The Pacojet was invented by Swiss engineer Wilhelm Maurer in the early 1980s by adapting a drill press to function as an ice cream maker.

The Pacojet was introduced in Europe in 1992. It was first test marketed in the United States in 1996 and became available the following year.

In 2012, the Pacojet 2 was introduced, the first major redesign of the appliance, and featured a redesigned motor, additional sensors, and a touchscreen interface. Pacojet Junior, a lower-cost model, was introduced in 2017. Pacojet 2 Plus was introduced in 2018 and featured a repeat function. In October 2022, timed to commemorate the company's 30th anniversary, the Pacojet 4 was released, with new features including a large touchscreen with a animated user assistance.

== Operation ==
Ingredients are placed into the Pacojet beaker and frozen for at least 24 hours at -22 C. The beaker is then attached to the Pacojet machine and the number of portions desired is selected.
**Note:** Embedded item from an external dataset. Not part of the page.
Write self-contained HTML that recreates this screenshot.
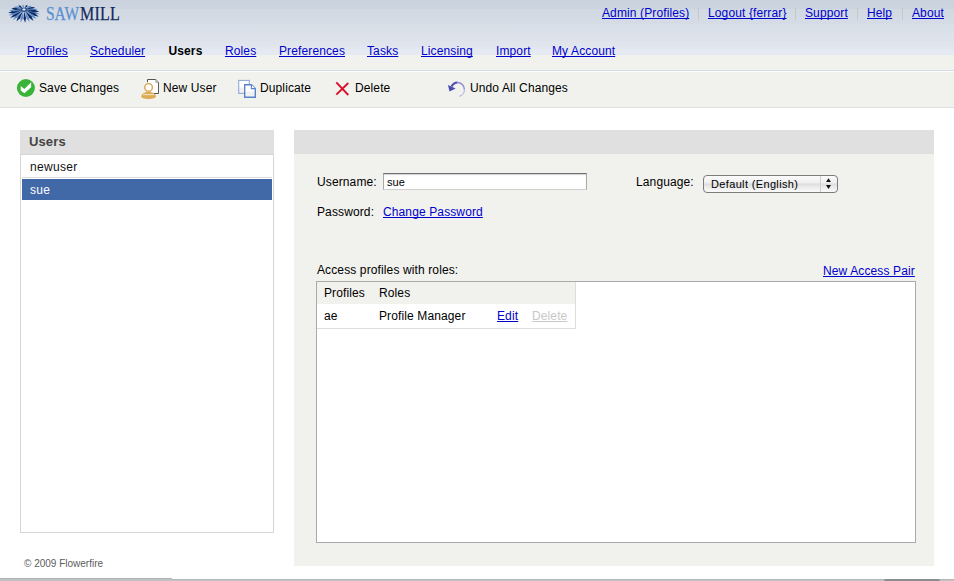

Its blade spins downward at 2,000 revolutions a minute, shaving a micro-thin layer off the top of the block of deep-frozen ingredients. This process is called "pacotizing", a verb coined to describe the unique function of the Pacojet. The Pacojet operates in a sealed mode with a pressure of 1.2 bar The Pacojet produces smaller ice crystals than traditional ice cream makers, resulting in smoother and creamier textures.

== In the press ==
In the 21st century, the Pacojet has been lauded by chefs and food writers. It has remained uncommon outside of commercial kitchens, in part due to its high cost.

SharkNinja released the Ninja Creami ice cream maker in 2022, which Wired referred to as a "fairly shameless (and much cheaper) knockoff of a Pacojet" in its review.